• **BRIEF**:
Print the listing in its entirety and exactly, leaving out images.

________________________________________

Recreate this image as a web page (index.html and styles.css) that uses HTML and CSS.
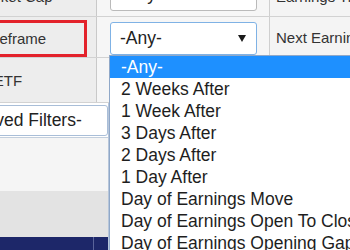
FILE: index.html
```html
<!DOCTYPE html>
<html>
<head>
<meta charset="utf-8">
<link rel="stylesheet" href="styles.css">
</head>
<body>
<div class="page">
  <div class="grid">
    <div class="row r1">
      <div class="lbl">Market Cap</div>
      <div class="sel-cell"><div class="select">-Any-</div></div>
      <div class="lbl2">Earnings Timing</div>
    </div>
    <div class="row r2">
      <div class="lbl"><div class="mark">Timeframe</div></div>
      <div class="sel-cell">
        <div class="select focus">
          <span class="sel-text">-Any-</span>
          <svg class="arrow" width="8" height="7" viewBox="0 0 8 7"><polygon points="0,0 8,0 4,7" fill="#1a1a1a"/></svg>
        </div>
      </div>
      <div class="lbl2">Next Earnings Date</div>
    </div>
    <div class="row r3">
      <div class="lbl">Is ETF</div>
      <div class="sel-cell"></div>
      <div class="lbl2"></div>
    </div>
  </div>
  <div class="lower">
    <div class="side">
      <div class="saved">-Saved Filters-</div>
      <div class="light"></div>
      <div class="band"></div>
      <div class="nav"><span class="nav-a"></span><span class="nav-b"></span></div>
    </div>
  </div>
  <ul class="dropdown">
    <li class="hl">-Any-</li>
    <li>2 Weeks After</li>
    <li>1 Week After</li>
    <li>3 Days After</li>
    <li>2 Days After</li>
    <li>1 Day After</li>
    <li>Day of Earnings Move</li>
    <li>Day of Earnings Open To Close</li>
    <li>Day of Earnings Opening Gap</li>
    <li>Day of Earnings Close To Close</li>
  </ul>
</div>
</body>
</html>
```
FILE: styles.css
```css
body {
  margin: 0;
  background: #fff;
  font-family: "Liberation Sans", Arial, sans-serif;
}
.page {
  position: relative;
  width: 350px;
  height: 250px;
  overflow: hidden;
}
.grid {
  margin-left: -30px;
  margin-top: -24px;
}
.row {
  display: grid;
  grid-template-columns: 127px 173px 1fr;
  border-bottom: 1px solid #d2d2d2;
}
.r1, .r2 { height: 40px; }
.r3 { height: 44px; }
.lbl {
  background: #ededed;
  border-right: 1px solid #c9c9c9;
  display: flex;
  align-items: center;
  padding-left: 5px;
  font-size: 15px;
  color: #333;
  white-space: nowrap;
}
.r2 .lbl {
  padding-left: 0;
  align-items: flex-start;
}
.r3 .lbl { padding-left: 8px; }
.mark {
  flex: 1;
  margin-top: 3px;
  margin-right: 9px;
  height: 37px;
  box-sizing: border-box;
  border: 3px solid #e3222b;
  padding-left: 2px;
  display: flex;
  align-items: center;
}
.sel-cell {
  background: #f6f6f6;
  border-right: 1px solid #cfcfcf;
  display: flex;
  padding-left: 13px;
}
.r1 .sel-cell { align-items: flex-end; padding-bottom: 5px; }
.r2 .sel-cell { align-items: flex-start; padding-top: 5px; }
.select {
  box-sizing: border-box;
  width: 147px;
  height: 33px;
  background: #fff;
  border: 1px solid #bababa;
  border-radius: 3px;
  display: flex;
  align-items: center;
  padding-left: 9px;
  padding-right: 10px;
  font-size: 17.5px;
  color: #222;
}
.focus { border-color: #7fb2e5; }
.sel-text { flex: 1; }
.arrow { display: block; }
.lbl2 {
  background: #f4f4f4;
  padding-left: 6px;
  display: flex;
  align-items: center;
  font-size: 15px;
  color: #333;
  white-space: nowrap;
  overflow: hidden;
}
.lower { display: flex; }
.side {
  width: 109px;
  height: 147px;
  box-sizing: border-box;
  border-right: 1px solid #b7c6da;
  background: #fff;
  display: flex;
  flex-direction: column;
}
.saved {
  margin-top: 2px;
  margin-bottom: 1px;
  margin-left: -42px;
  height: 31px;
  box-sizing: border-box;
  border: 1px solid #a9bed8;
  border-radius: 3px;
  background: #fff;
  padding-left: 9px;
  display: flex;
  align-items: center;
  font-size: 17.5px;
  color: #222;
  white-space: nowrap;
}
.light {
  height: 54px;
  box-sizing: border-box;
  border-top: 1px solid #c3cfdd;
  background: #f5f5f5;
}
.band {
  height: 46px;
  background: #e3e3e3;
}
.nav {
  flex: 1;
  background: #1d2769;
  display: flex;
}
.nav-a {
  width: 93px;
  border-right: 1px solid #5a649a;
}
.dropdown {
  position: absolute;
  left: 109px;
  top: 55px;
  width: 260px;
  margin: 0;
  padding: 0;
  list-style: none;
  background: #fff;
  border: 1px solid #90a8c8;
  font-size: 17.5px;
  color: #1e1e1e;
}
.dropdown li {
  height: 22px;
  line-height: 22px;
  padding-left: 11px;
  white-space: nowrap;
}
.dropdown li.hl {
  background: #1e90ff;
  color: #fff;
}
```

________________________________________

• **PROBLEM SOLUTION**:
Recreate this image as a web page (index.html and styles.css) that uses HTML and CSS.
FILE: index.html
```html
<!DOCTYPE html>
<html>
<head>
<meta charset="utf-8">
<link rel="stylesheet" href="styles.css">
</head>
<body>
<div class="page">
  <div class="grid">
    <div class="row r1">
      <div class="lbl">Market Cap</div>
      <div class="sel-cell"><div class="select">-Any-</div></div>
      <div class="lbl2">Earnings Timing</div>
    </div>
    <div class="row r2">
      <div class="lbl"><div class="mark">Timeframe</div></div>
      <div class="sel-cell">
        <div class="select focus">
          <span class="sel-text">-Any-</span>
          <svg class="arrow" width="8" height="7" viewBox="0 0 8 7"><polygon points="0,0 8,0 4,7" fill="#1a1a1a"/></svg>
        </div>
      </div>
      <div class="lbl2">Next Earnings Date</div>
    </div>
    <div class="row r3">
      <div class="lbl">Is ETF</div>
      <div class="sel-cell"></div>
      <div class="lbl2"></div>
    </div>
  </div>
  <div class="lower">
    <div class="side">
      <div class="saved">-Saved Filters-</div>
      <div class="light"></div>
      <div class="band"></div>
      <div class="nav"><span class="nav-a"></span><span class="nav-b"></span></div>
    </div>
  </div>
  <ul class="dropdown">
    <li class="hl">-Any-</li>
    <li>2 Weeks After</li>
    <li>1 Week After</li>
    <li>3 Days After</li>
    <li>2 Days After</li>
    <li>1 Day After</li>
    <li>Day of Earnings Move</li>
    <li>Day of Earnings Open To Close</li>
    <li>Day of Earnings Opening Gap</li>
    <li>Day of Earnings Close To Close</li>
  </ul>
</div>
</body>
</html>
```
FILE: styles.css
```css
body {
  margin: 0;
  background: #fff;
  font-family: "Liberation Sans", Arial, sans-serif;
}
.page {
  position: relative;
  width: 350px;
  height: 250px;
  overflow: hidden;
}
.grid {
  margin-left: -30px;
  margin-top: -24px;
}
.row {
  display: grid;
  grid-template-columns: 127px 173px 1fr;
  border-bottom: 1px solid #d2d2d2;
}
.r1, .r2 { height: 40px; }
.r3 { height: 44px; }
.lbl {
  background: #ededed;
  border-right: 1px solid #c9c9c9;
  display: flex;
  align-items: center;
  padding-left: 5px;
  font-size: 15px;
  color: #333;
  white-space: nowrap;
}
.r2 .lbl {
  padding-left: 0;
  align-items: flex-start;
}
.r3 .lbl { padding-left: 8px; }
.mark {
  flex: 1;
  margin-top: 3px;
  margin-right: 9px;
  height: 37px;
  box-sizing: border-box;
  border: 3px solid #e3222b;
  padding-left: 2px;
  display: flex;
  align-items: center;
}
.sel-cell {
  background: #f6f6f6;
  border-right: 1px solid #cfcfcf;
  display: flex;
  padding-left: 13px;
}
.r1 .sel-cell { align-items: flex-end; padding-bottom: 5px; }
.r2 .sel-cell { align-items: flex-start; padding-top: 5px; }
.select {
  box-sizing: border-box;
  width: 147px;
  height: 33px;
  background: #fff;
  border: 1px solid #bababa;
  border-radius: 3px;
  display: flex;
  align-items: center;
  padding-left: 9px;
  padding-right: 10px;
  font-size: 17.5px;
  color: #222;
}
.focus { border-color: #7fb2e5; }
.sel-text { flex: 1; }
.arrow { display: block; }
.lbl2 {
  background: #f4f4f4;
  padding-left: 6px;
  display: flex;
  align-items: center;
  font-size: 15px;
  color: #333;
  white-space: nowrap;
  overflow: hidden;
}
.lower { display: flex; }
.side {
  width: 109px;
  height: 147px;
  box-sizing: border-box;
  border-right: 1px solid #b7c6da;
  background: #fff;
  display: flex;
  flex-direction: column;
}
.saved {
  margin-top: 2px;
  margin-bottom: 1px;
  margin-left: -42px;
  height: 31px;
  box-sizing: border-box;
  border: 1px solid #a9bed8;
  border-radius: 3px;
  background: #fff;
  padding-left: 9px;
  display: flex;
  align-items: center;
  font-size: 17.5px;
  color: #222;
  white-space: nowrap;
}
.light {
  height: 54px;
  box-sizing: border-box;
  border-top: 1px solid #c3cfdd;
  background: #f5f5f5;
}
.band {
  height: 46px;
  background: #e3e3e3;
}
.nav {
  flex: 1;
  background: #1d2769;
  display: flex;
}
.nav-a {
  width: 93px;
  border-right: 1px solid #5a649a;
}
.dropdown {
  position: absolute;
  left: 109px;
  top: 55px;
  width: 260px;
  margin: 0;
  padding: 0;
  list-style: none;
  background: #fff;
  border: 1px solid #90a8c8;
  font-size: 17.5px;
  color: #1e1e1e;
}
.dropdown li {
  height: 22px;
  line-height: 22px;
  padding-left: 11px;
  white-space: nowrap;
}
.dropdown li.hl {
  background: #1e90ff;
  color: #fff;
}
```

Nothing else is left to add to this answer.